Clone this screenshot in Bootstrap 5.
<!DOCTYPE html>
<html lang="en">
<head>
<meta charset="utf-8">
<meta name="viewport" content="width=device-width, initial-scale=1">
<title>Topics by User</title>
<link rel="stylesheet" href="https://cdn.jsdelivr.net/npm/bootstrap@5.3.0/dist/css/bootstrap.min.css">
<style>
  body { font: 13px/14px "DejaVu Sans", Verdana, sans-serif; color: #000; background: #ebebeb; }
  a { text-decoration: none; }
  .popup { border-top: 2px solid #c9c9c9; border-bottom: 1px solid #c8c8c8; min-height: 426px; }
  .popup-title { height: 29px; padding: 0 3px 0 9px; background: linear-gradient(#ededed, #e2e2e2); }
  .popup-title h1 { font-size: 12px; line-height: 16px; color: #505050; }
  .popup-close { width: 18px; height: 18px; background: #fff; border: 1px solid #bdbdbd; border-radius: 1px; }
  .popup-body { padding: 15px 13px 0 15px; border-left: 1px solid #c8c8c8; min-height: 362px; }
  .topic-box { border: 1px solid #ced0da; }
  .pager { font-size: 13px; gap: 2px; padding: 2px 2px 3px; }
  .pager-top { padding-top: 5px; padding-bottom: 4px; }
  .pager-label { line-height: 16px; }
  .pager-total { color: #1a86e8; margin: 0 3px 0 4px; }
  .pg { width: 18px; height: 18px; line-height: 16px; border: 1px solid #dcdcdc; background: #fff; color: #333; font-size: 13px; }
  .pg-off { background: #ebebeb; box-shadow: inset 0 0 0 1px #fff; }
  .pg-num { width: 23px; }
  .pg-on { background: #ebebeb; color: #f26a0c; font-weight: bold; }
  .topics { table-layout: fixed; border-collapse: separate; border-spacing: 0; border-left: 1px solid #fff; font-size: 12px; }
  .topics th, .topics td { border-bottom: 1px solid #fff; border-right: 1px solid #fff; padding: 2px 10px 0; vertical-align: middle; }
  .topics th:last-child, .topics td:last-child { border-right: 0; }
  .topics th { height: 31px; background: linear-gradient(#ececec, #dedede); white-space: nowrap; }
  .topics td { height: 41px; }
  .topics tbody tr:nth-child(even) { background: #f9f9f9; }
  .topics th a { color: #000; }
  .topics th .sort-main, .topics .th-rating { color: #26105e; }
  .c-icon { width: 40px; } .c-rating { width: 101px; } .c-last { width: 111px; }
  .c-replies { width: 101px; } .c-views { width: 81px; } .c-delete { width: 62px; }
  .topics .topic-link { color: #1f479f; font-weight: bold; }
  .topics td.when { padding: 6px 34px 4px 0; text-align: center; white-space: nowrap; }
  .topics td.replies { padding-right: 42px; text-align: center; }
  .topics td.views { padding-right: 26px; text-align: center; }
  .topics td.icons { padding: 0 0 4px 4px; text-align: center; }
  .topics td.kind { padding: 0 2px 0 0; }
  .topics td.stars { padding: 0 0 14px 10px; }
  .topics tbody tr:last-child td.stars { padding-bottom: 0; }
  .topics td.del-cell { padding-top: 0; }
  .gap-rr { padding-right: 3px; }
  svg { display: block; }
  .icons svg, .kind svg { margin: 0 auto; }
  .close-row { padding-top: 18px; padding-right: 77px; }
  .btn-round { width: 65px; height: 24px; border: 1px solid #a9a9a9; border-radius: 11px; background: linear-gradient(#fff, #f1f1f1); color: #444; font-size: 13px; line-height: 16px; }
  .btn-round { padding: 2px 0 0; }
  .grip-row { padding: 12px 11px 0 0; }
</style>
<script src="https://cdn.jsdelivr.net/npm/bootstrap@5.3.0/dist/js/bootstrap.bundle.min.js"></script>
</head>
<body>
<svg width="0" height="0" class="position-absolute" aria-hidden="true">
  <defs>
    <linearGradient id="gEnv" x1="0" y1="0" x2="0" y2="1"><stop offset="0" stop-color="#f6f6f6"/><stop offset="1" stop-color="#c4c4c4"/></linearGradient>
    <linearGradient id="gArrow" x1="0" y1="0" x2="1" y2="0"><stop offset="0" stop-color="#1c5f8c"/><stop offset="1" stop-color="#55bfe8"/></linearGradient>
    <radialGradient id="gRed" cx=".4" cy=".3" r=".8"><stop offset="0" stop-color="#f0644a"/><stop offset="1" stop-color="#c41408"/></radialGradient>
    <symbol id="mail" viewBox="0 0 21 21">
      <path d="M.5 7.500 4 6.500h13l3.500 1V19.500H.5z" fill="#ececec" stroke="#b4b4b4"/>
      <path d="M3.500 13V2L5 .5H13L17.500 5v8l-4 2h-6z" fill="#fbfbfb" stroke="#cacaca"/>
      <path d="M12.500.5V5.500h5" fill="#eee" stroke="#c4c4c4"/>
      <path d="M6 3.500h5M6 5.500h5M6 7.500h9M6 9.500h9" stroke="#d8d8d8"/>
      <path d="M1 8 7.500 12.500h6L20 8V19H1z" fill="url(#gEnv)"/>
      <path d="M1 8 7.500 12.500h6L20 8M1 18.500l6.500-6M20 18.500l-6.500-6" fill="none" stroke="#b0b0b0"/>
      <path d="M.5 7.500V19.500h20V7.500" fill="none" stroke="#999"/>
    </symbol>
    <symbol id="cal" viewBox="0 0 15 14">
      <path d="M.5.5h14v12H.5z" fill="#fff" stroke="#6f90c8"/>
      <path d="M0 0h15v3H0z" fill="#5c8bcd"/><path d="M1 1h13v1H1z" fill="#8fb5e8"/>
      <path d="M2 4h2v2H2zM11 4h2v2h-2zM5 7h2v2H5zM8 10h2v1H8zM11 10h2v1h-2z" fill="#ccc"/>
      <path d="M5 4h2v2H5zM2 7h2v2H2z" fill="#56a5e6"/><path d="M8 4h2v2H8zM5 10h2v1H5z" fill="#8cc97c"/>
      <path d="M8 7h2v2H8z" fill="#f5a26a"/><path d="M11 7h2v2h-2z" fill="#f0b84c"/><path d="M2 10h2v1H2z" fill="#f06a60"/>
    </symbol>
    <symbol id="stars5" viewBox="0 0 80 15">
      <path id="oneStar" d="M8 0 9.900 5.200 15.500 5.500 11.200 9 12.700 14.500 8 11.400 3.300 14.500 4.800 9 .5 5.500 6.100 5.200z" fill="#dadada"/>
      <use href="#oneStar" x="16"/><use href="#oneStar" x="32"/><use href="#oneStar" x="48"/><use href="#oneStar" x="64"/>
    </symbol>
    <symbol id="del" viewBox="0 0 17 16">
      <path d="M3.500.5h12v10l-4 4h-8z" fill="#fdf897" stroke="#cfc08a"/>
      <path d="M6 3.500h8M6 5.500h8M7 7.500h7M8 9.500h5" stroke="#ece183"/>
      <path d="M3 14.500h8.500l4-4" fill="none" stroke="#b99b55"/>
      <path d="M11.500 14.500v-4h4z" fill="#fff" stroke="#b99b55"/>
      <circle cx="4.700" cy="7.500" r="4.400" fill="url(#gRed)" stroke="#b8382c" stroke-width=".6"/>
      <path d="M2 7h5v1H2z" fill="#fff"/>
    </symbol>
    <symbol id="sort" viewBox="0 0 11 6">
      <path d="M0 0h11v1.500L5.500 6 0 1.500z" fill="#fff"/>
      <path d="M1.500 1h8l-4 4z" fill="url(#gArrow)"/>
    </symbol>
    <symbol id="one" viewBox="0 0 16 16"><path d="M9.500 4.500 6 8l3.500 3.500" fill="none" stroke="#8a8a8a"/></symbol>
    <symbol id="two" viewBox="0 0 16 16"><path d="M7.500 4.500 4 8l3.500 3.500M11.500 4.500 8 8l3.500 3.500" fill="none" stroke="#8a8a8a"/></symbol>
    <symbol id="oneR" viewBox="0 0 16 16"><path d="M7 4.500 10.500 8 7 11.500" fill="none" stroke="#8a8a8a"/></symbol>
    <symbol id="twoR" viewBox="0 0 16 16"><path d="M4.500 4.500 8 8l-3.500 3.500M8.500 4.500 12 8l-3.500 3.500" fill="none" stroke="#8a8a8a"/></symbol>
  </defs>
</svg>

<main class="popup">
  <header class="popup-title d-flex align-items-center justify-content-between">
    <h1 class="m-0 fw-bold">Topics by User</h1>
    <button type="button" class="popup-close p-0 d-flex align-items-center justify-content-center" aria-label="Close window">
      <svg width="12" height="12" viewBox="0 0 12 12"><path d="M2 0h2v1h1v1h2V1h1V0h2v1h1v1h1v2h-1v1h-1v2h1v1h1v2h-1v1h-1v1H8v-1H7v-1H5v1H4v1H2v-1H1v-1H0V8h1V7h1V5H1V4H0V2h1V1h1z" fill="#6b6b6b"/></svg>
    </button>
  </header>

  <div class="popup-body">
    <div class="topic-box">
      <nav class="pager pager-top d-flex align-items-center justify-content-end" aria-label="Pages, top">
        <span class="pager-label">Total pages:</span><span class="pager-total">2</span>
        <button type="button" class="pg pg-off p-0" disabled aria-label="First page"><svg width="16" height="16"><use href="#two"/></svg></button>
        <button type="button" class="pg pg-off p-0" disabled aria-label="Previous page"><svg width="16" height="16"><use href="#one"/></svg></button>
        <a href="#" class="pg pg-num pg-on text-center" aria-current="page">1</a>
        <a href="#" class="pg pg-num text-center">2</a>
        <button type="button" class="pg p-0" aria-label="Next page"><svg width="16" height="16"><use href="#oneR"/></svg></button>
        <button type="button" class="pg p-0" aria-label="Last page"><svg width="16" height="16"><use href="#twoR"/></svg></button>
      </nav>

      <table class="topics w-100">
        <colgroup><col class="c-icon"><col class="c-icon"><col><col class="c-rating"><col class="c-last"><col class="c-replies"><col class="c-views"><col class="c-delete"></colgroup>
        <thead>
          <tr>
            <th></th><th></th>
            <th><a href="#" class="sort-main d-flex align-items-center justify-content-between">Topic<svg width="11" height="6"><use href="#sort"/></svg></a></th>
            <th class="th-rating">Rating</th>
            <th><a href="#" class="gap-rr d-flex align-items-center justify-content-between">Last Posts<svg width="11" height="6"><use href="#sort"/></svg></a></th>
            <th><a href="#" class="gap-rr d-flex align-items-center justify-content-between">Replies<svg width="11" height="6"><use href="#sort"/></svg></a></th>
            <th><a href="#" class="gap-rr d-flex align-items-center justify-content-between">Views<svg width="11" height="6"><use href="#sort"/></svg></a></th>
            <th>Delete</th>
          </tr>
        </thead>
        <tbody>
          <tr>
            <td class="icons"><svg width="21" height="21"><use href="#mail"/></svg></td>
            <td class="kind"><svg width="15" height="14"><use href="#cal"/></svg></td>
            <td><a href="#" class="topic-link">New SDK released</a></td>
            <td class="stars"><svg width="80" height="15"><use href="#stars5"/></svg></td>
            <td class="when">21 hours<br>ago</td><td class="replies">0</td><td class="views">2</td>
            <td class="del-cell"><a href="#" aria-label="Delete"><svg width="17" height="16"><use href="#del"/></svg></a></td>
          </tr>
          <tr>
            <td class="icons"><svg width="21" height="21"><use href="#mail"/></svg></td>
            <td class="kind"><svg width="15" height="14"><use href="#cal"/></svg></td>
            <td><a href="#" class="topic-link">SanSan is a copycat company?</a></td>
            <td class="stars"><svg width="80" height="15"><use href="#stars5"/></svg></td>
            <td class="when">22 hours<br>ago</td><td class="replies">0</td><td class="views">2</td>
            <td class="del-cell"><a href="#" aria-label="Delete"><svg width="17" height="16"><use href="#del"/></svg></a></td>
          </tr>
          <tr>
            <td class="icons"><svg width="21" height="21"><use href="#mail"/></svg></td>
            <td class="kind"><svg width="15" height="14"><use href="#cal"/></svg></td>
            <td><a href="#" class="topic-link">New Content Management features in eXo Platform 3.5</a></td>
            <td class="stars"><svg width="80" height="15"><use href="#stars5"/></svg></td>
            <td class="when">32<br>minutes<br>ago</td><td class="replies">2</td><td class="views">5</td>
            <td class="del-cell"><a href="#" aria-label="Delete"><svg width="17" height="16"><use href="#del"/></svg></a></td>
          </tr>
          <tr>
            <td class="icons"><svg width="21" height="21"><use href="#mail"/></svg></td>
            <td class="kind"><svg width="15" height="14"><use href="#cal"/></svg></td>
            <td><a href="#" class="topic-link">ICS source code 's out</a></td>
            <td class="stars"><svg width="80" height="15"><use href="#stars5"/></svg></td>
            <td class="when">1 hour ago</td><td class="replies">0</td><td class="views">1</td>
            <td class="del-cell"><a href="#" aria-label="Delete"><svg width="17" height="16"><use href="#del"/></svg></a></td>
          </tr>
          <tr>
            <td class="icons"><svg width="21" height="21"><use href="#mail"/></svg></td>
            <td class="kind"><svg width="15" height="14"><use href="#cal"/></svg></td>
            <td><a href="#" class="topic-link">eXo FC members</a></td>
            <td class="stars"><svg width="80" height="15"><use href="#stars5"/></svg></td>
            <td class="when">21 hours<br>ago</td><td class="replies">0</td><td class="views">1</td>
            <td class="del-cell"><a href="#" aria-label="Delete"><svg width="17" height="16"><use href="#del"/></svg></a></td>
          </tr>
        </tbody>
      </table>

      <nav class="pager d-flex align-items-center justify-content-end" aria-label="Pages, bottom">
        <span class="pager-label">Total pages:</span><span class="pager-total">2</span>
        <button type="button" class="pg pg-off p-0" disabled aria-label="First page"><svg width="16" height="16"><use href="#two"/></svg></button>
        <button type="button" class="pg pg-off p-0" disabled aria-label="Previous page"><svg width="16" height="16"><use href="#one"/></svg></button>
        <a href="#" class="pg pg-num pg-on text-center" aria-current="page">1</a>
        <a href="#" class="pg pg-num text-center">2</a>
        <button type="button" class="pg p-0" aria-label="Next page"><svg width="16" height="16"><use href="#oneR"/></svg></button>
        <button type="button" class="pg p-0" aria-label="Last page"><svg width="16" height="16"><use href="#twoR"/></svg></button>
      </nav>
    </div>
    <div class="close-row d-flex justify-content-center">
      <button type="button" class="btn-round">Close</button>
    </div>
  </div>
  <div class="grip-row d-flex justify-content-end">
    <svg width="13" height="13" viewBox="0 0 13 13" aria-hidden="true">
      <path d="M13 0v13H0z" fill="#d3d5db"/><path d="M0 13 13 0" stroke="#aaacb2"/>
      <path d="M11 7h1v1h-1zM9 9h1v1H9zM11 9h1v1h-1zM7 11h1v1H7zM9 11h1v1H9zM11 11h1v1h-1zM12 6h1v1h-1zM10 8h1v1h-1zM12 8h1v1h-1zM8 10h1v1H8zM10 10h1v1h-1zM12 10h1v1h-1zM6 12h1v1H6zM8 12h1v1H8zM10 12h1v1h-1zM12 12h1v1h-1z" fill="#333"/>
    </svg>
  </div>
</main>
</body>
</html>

--- --- ---

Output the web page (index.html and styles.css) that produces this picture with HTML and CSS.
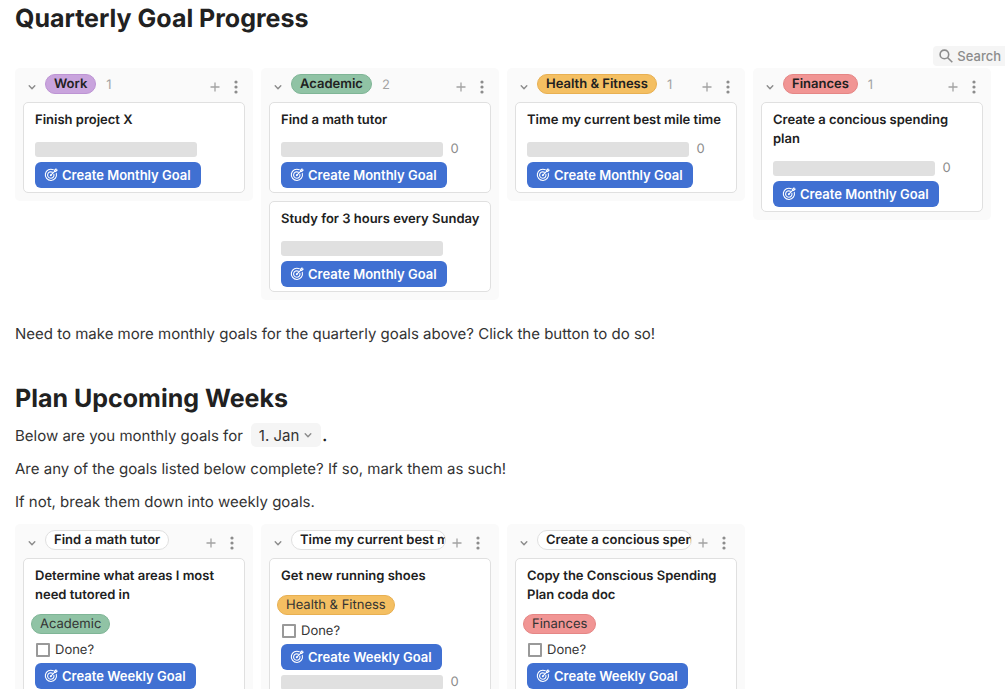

--- --- ---

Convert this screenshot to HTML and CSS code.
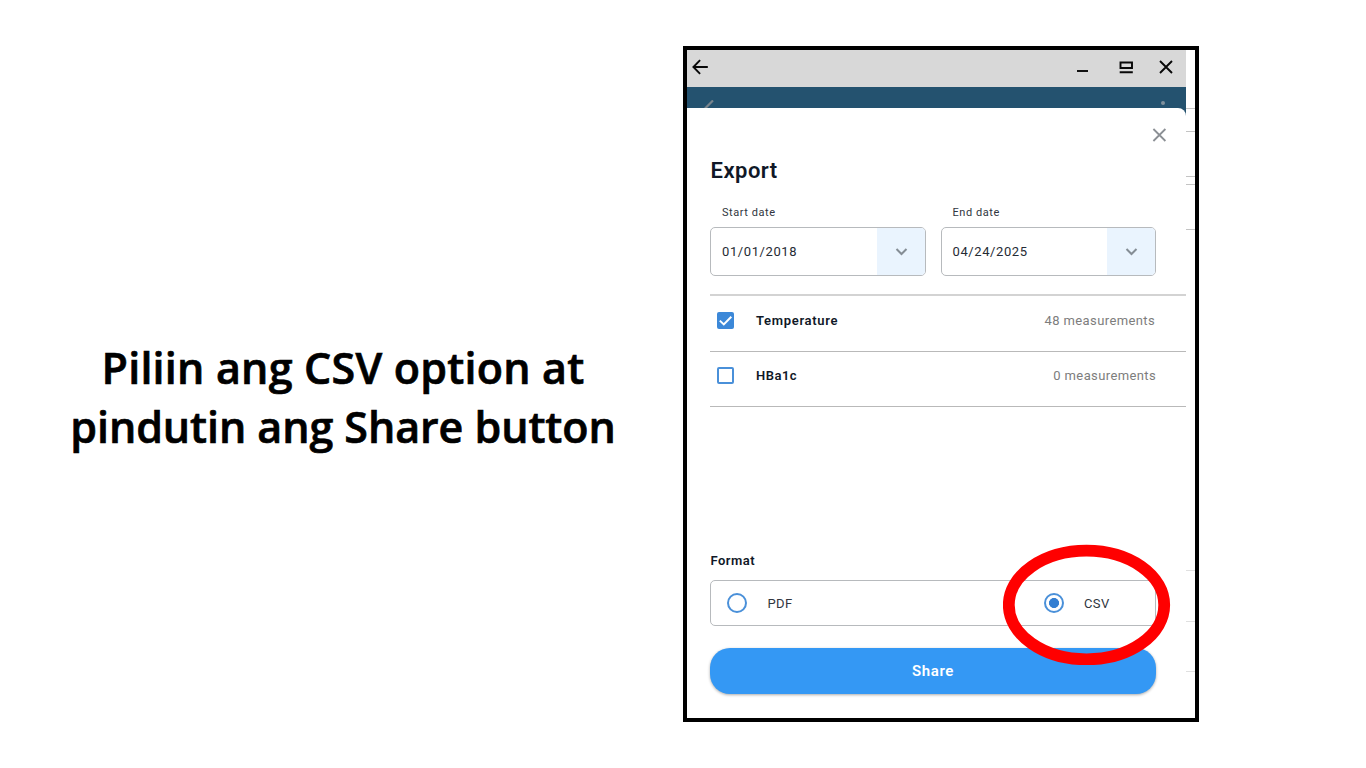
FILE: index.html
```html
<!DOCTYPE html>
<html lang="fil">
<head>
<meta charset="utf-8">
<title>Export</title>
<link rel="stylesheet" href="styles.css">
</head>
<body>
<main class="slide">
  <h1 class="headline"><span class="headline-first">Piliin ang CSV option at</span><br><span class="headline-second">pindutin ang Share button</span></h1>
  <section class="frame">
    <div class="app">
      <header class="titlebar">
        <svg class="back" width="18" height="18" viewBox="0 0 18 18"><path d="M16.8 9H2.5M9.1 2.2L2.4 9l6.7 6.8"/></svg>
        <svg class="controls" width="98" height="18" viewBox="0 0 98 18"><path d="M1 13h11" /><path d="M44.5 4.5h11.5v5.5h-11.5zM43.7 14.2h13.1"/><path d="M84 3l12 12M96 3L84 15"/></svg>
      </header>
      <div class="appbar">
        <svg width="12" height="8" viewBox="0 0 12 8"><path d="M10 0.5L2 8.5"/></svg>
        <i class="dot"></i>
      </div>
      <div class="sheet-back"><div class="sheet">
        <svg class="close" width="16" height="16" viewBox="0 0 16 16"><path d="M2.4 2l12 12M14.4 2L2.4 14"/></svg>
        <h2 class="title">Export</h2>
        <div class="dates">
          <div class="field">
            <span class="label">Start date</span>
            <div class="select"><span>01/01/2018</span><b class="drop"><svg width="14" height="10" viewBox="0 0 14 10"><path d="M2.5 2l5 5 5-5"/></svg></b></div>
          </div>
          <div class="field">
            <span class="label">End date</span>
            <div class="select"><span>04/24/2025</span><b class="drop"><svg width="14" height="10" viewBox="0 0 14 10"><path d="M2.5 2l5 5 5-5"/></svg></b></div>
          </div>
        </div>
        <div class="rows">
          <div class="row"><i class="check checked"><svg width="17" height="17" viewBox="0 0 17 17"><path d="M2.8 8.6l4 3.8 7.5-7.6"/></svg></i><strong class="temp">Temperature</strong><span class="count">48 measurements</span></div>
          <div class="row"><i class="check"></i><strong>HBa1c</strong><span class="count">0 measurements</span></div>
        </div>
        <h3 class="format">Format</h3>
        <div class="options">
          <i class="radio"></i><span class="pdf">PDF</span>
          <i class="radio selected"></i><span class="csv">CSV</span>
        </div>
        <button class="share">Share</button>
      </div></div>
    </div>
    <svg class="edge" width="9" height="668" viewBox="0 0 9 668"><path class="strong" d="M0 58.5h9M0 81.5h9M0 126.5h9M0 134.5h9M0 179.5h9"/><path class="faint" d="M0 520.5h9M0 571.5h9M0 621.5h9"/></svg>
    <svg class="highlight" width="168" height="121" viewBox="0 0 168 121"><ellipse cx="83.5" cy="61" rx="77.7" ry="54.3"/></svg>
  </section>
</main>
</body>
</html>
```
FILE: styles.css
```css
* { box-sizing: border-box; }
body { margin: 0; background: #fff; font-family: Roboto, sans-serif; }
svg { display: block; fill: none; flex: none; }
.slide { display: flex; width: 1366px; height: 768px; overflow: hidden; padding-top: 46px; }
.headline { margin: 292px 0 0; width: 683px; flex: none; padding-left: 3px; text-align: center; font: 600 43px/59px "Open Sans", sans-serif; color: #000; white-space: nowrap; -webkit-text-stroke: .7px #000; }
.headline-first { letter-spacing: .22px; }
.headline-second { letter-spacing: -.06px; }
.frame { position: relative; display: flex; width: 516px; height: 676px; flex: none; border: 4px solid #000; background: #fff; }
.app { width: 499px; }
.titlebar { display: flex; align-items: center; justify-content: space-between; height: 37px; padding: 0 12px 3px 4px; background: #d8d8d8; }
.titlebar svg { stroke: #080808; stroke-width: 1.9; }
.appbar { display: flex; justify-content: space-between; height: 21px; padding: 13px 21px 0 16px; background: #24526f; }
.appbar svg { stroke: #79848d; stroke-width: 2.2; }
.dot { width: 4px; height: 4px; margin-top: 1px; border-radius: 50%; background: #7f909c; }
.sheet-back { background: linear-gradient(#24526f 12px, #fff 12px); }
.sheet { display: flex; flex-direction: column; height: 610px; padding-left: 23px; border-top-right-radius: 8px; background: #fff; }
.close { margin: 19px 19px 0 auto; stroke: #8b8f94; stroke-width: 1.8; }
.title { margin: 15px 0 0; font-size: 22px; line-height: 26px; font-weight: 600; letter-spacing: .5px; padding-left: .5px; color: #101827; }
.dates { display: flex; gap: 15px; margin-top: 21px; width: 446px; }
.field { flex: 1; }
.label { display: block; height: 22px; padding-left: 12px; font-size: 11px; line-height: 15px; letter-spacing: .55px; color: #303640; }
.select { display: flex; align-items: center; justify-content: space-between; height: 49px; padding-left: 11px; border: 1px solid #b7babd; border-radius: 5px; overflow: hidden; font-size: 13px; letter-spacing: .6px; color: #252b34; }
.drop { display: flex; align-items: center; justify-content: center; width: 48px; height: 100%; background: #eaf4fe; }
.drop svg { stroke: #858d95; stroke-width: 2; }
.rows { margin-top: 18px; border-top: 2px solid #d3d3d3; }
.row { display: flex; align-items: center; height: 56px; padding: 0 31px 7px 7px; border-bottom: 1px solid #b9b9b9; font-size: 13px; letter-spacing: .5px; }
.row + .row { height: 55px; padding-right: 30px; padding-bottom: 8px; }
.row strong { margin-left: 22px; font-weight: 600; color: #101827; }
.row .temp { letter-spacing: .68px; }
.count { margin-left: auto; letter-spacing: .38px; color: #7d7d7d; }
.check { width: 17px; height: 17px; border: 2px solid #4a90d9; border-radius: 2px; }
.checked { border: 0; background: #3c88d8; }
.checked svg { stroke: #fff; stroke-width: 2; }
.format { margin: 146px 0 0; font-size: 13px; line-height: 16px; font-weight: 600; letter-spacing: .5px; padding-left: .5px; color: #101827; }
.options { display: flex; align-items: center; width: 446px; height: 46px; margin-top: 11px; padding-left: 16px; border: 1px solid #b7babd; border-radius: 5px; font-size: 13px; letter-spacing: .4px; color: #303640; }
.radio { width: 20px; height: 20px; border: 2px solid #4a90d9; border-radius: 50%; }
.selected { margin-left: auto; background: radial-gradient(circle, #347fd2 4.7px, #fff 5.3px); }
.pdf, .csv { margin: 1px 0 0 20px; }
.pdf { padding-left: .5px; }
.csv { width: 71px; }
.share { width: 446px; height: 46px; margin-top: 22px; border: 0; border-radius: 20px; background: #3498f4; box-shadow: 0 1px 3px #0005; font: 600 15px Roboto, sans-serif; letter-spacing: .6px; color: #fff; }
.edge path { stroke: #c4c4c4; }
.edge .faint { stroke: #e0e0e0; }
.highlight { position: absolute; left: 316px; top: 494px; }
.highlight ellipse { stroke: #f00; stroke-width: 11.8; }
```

--- --- ---

Pick out the lines containing the string "screenshot" and show them.

Clone this screenshot in Bootstrap 5.
Convert this screenshot to HTML and CSS code.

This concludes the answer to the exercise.